* **Records for this task**

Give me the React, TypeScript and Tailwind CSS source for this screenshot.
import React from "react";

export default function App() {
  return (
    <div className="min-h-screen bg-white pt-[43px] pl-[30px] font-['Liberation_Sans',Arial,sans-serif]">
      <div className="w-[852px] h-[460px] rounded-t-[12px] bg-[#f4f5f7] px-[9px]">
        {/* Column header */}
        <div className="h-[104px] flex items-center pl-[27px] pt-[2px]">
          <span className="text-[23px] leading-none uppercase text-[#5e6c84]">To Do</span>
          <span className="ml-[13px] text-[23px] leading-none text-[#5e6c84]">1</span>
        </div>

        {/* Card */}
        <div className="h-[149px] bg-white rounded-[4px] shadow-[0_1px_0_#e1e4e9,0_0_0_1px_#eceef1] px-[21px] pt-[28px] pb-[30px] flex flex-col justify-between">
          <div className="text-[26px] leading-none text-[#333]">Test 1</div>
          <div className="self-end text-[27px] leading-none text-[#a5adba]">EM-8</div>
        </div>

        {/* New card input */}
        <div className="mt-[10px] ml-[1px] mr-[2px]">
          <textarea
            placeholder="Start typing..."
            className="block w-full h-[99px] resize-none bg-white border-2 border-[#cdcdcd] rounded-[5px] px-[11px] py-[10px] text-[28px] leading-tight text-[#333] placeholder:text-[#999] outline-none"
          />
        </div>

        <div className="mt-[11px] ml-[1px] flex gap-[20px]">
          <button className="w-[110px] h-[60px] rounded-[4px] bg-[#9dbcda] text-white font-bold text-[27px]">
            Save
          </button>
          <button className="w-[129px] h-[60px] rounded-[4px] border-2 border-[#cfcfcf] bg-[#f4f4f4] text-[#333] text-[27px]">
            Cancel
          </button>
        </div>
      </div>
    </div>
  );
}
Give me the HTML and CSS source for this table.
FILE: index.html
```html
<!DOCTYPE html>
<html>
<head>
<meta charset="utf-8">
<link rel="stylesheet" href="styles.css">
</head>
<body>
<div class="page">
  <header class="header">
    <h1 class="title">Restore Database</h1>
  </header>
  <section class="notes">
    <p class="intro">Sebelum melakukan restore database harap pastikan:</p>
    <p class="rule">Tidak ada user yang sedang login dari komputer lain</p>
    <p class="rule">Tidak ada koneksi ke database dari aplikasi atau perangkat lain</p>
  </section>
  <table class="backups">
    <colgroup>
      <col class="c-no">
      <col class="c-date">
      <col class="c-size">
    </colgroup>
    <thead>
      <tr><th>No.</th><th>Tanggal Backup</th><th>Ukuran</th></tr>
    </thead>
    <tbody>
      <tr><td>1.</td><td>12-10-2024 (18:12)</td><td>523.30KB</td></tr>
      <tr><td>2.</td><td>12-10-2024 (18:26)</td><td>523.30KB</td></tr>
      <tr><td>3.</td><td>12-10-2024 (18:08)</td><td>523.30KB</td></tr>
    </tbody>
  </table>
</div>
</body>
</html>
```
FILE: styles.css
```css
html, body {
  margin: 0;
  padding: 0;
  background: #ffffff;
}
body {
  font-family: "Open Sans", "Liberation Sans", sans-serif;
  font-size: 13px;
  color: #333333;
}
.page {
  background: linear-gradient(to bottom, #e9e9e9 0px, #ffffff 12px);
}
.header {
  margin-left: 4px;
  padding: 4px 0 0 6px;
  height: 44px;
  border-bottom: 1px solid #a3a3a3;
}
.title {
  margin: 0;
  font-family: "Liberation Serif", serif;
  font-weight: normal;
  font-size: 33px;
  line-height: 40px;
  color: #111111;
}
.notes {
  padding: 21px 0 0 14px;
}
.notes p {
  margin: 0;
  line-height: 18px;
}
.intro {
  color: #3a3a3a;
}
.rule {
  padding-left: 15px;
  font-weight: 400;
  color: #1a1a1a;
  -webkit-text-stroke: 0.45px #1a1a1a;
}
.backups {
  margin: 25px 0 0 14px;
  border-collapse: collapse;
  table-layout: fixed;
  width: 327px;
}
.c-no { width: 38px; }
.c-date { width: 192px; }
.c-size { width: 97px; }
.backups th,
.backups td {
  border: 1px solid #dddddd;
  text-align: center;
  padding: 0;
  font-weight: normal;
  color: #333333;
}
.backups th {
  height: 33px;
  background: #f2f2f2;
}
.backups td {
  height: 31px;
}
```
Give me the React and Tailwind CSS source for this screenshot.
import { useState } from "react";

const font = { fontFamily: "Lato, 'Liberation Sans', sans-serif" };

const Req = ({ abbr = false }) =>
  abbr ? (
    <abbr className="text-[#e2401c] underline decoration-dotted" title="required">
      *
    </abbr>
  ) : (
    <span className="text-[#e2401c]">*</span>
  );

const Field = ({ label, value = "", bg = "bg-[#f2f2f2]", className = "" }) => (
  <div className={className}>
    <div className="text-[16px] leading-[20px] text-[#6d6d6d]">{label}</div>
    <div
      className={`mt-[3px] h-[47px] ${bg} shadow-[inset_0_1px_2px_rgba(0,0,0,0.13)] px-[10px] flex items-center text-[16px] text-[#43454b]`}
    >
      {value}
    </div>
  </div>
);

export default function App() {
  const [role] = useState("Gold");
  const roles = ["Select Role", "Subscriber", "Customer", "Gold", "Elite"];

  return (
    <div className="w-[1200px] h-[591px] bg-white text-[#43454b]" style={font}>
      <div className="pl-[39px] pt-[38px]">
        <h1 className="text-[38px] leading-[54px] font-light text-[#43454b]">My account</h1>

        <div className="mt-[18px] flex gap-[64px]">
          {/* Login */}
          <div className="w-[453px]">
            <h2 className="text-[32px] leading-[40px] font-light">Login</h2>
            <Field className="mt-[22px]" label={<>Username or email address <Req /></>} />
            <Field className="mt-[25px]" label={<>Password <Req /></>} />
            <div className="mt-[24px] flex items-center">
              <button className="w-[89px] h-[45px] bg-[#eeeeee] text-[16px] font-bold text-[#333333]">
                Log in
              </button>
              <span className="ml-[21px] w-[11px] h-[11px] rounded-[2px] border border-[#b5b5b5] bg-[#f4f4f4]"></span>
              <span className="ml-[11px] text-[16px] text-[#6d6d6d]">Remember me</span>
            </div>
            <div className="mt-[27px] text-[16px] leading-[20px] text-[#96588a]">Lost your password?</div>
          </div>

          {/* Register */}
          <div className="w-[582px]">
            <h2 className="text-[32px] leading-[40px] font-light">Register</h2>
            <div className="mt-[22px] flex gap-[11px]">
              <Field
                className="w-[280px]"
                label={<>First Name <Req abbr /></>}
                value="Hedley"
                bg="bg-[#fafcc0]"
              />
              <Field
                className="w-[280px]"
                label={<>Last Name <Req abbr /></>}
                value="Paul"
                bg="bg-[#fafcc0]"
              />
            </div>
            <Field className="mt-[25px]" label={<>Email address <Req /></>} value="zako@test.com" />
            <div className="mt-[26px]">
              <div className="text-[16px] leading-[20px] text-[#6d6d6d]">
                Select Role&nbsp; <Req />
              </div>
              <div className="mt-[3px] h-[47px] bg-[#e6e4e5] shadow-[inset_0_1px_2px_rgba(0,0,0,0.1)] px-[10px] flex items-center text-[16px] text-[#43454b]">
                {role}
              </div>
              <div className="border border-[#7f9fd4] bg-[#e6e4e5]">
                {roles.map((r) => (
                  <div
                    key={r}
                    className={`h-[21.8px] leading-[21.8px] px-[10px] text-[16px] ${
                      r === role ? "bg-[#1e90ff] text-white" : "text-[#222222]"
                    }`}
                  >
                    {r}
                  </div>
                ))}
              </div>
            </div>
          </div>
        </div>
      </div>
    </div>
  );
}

* **Exercise prompt**
Copy the records above exactly as they appear.

* **Task response**
Give me the React, TypeScript and Tailwind CSS source for this screenshot.
import React from "react";

export default function App() {
  return (
    <div className="min-h-screen bg-white pt-[43px] pl-[30px] font-['Liberation_Sans',Arial,sans-serif]">
      <div className="w-[852px] h-[460px] rounded-t-[12px] bg-[#f4f5f7] px-[9px]">
        {/* Column header */}
        <div className="h-[104px] flex items-center pl-[27px] pt-[2px]">
          <span className="text-[23px] leading-none uppercase text-[#5e6c84]">To Do</span>
          <span className="ml-[13px] text-[23px] leading-none text-[#5e6c84]">1</span>
        </div>

        {/* Card */}
        <div className="h-[149px] bg-white rounded-[4px] shadow-[0_1px_0_#e1e4e9,0_0_0_1px_#eceef1] px-[21px] pt-[28px] pb-[30px] flex flex-col justify-between">
          <div className="text-[26px] leading-none text-[#333]">Test 1</div>
          <div className="self-end text-[27px] leading-none text-[#a5adba]">EM-8</div>
        </div>

        {/* New card input */}
        <div className="mt-[10px] ml-[1px] mr-[2px]">
          <textarea
            placeholder="Start typing..."
            className="block w-full h-[99px] resize-none bg-white border-2 border-[#cdcdcd] rounded-[5px] px-[11px] py-[10px] text-[28px] leading-tight text-[#333] placeholder:text-[#999] outline-none"
          />
        </div>

        <div className="mt-[11px] ml-[1px] flex gap-[20px]">
          <button className="w-[110px] h-[60px] rounded-[4px] bg-[#9dbcda] text-white font-bold text-[27px]">
            Save
          </button>
          <button className="w-[129px] h-[60px] rounded-[4px] border-2 border-[#cfcfcf] bg-[#f4f4f4] text-[#333] text-[27px]">
            Cancel
          </button>
        </div>
      </div>
    </div>
  );
}
Give me the HTML and CSS source for this table.
FILE: index.html
```html
<!DOCTYPE html>
<html>
<head>
<meta charset="utf-8">
<link rel="stylesheet" href="styles.css">
</head>
<body>
<div class="page">
  <header class="header">
    <h1 class="title">Restore Database</h1>
  </header>
  <section class="notes">
    <p class="intro">Sebelum melakukan restore database harap pastikan:</p>
    <p class="rule">Tidak ada user yang sedang login dari komputer lain</p>
    <p class="rule">Tidak ada koneksi ke database dari aplikasi atau perangkat lain</p>
  </section>
  <table class="backups">
    <colgroup>
      <col class="c-no">
      <col class="c-date">
      <col class="c-size">
    </colgroup>
    <thead>
      <tr><th>No.</th><th>Tanggal Backup</th><th>Ukuran</th></tr>
    </thead>
    <tbody>
      <tr><td>1.</td><td>12-10-2024 (18:12)</td><td>523.30KB</td></tr>
      <tr><td>2.</td><td>12-10-2024 (18:26)</td><td>523.30KB</td></tr>
      <tr><td>3.</td><td>12-10-2024 (18:08)</td><td>523.30KB</td></tr>
    </tbody>
  </table>
</div>
</body>
</html>
```
FILE: styles.css
```css
html, body {
  margin: 0;
  padding: 0;
  background: #ffffff;
}
body {
  font-family: "Open Sans", "Liberation Sans", sans-serif;
  font-size: 13px;
  color: #333333;
}
.page {
  background: linear-gradient(to bottom, #e9e9e9 0px, #ffffff 12px);
}
.header {
  margin-left: 4px;
  padding: 4px 0 0 6px;
  height: 44px;
  border-bottom: 1px solid #a3a3a3;
}
.title {
  margin: 0;
  font-family: "Liberation Serif", serif;
  font-weight: normal;
  font-size: 33px;
  line-height: 40px;
  color: #111111;
}
.notes {
  padding: 21px 0 0 14px;
}
.notes p {
  margin: 0;
  line-height: 18px;
}
.intro {
  color: #3a3a3a;
}
.rule {
  padding-left: 15px;
  font-weight: 400;
  color: #1a1a1a;
  -webkit-text-stroke: 0.45px #1a1a1a;
}
.backups {
  margin: 25px 0 0 14px;
  border-collapse: collapse;
  table-layout: fixed;
  width: 327px;
}
.c-no { width: 38px; }
.c-date { width: 192px; }
.c-size { width: 97px; }
.backups th,
.backups td {
  border: 1px solid #dddddd;
  text-align: center;
  padding: 0;
  font-weight: normal;
  color: #333333;
}
.backups th {
  height: 33px;
  background: #f2f2f2;
}
.backups td {
  height: 31px;
}
```
Give me the React and Tailwind CSS source for this screenshot.
import { useState } from "react";

const font = { fontFamily: "Lato, 'Liberation Sans', sans-serif" };

const Req = ({ abbr = false }) =>
  abbr ? (
    <abbr className="text-[#e2401c] underline decoration-dotted" title="required">
      *
    </abbr>
  ) : (
    <span className="text-[#e2401c]">*</span>
  );

const Field = ({ label, value = "", bg = "bg-[#f2f2f2]", className = "" }) => (
  <div className={className}>
    <div className="text-[16px] leading-[20px] text-[#6d6d6d]">{label}</div>
    <div
      className={`mt-[3px] h-[47px] ${bg} shadow-[inset_0_1px_2px_rgba(0,0,0,0.13)] px-[10px] flex items-center text-[16px] text-[#43454b]`}
    >
      {value}
    </div>
  </div>
);

export default function App() {
  const [role] = useState("Gold");
  const roles = ["Select Role", "Subscriber", "Customer", "Gold", "Elite"];

  return (
    <div className="w-[1200px] h-[591px] bg-white text-[#43454b]" style={font}>
      <div className="pl-[39px] pt-[38px]">
        <h1 className="text-[38px] leading-[54px] font-light text-[#43454b]">My account</h1>

        <div className="mt-[18px] flex gap-[64px]">
          {/* Login */}
          <div className="w-[453px]">
            <h2 className="text-[32px] leading-[40px] font-light">Login</h2>
            <Field className="mt-[22px]" label={<>Username or email address <Req /></>} />
            <Field className="mt-[25px]" label={<>Password <Req /></>} />
            <div className="mt-[24px] flex items-center">
              <button className="w-[89px] h-[45px] bg-[#eeeeee] text-[16px] font-bold text-[#333333]">
                Log in
              </button>
              <span className="ml-[21px] w-[11px] h-[11px] rounded-[2px] border border-[#b5b5b5] bg-[#f4f4f4]"></span>
              <span className="ml-[11px] text-[16px] text-[#6d6d6d]">Remember me</span>
            </div>
            <div className="mt-[27px] text-[16px] leading-[20px] text-[#96588a]">Lost your password?</div>
          </div>

          {/* Register */}
          <div className="w-[582px]">
            <h2 className="text-[32px] leading-[40px] font-light">Register</h2>
            <div className="mt-[22px] flex gap-[11px]">
              <Field
                className="w-[280px]"
                label={<>First Name <Req abbr /></>}
                value="Hedley"
                bg="bg-[#fafcc0]"
              />
              <Field
                className="w-[280px]"
                label={<>Last Name <Req abbr /></>}
                value="Paul"
                bg="bg-[#fafcc0]"
              />
            </div>
            <Field className="mt-[25px]" label={<>Email address <Req /></>} value="zako@test.com" />
            <div className="mt-[26px]">
              <div className="text-[16px] leading-[20px] text-[#6d6d6d]">
                Select Role&nbsp; <Req />
              </div>
              <div className="mt-[3px] h-[47px] bg-[#e6e4e5] shadow-[inset_0_1px_2px_rgba(0,0,0,0.1)] px-[10px] flex items-center text-[16px] text-[#43454b]">
                {role}
              </div>
              <div className="border border-[#7f9fd4] bg-[#e6e4e5]">
                {roles.map((r) => (
                  <div
                    key={r}
                    className={`h-[21.8px] leading-[21.8px] px-[10px] text-[16px] ${
                      r === role ? "bg-[#1e90ff] text-white" : "text-[#222222]"
                    }`}
                  >
                    {r}
                  </div>
                ))}
              </div>
            </div>
          </div>
        </div>
      </div>
    </div>
  );
}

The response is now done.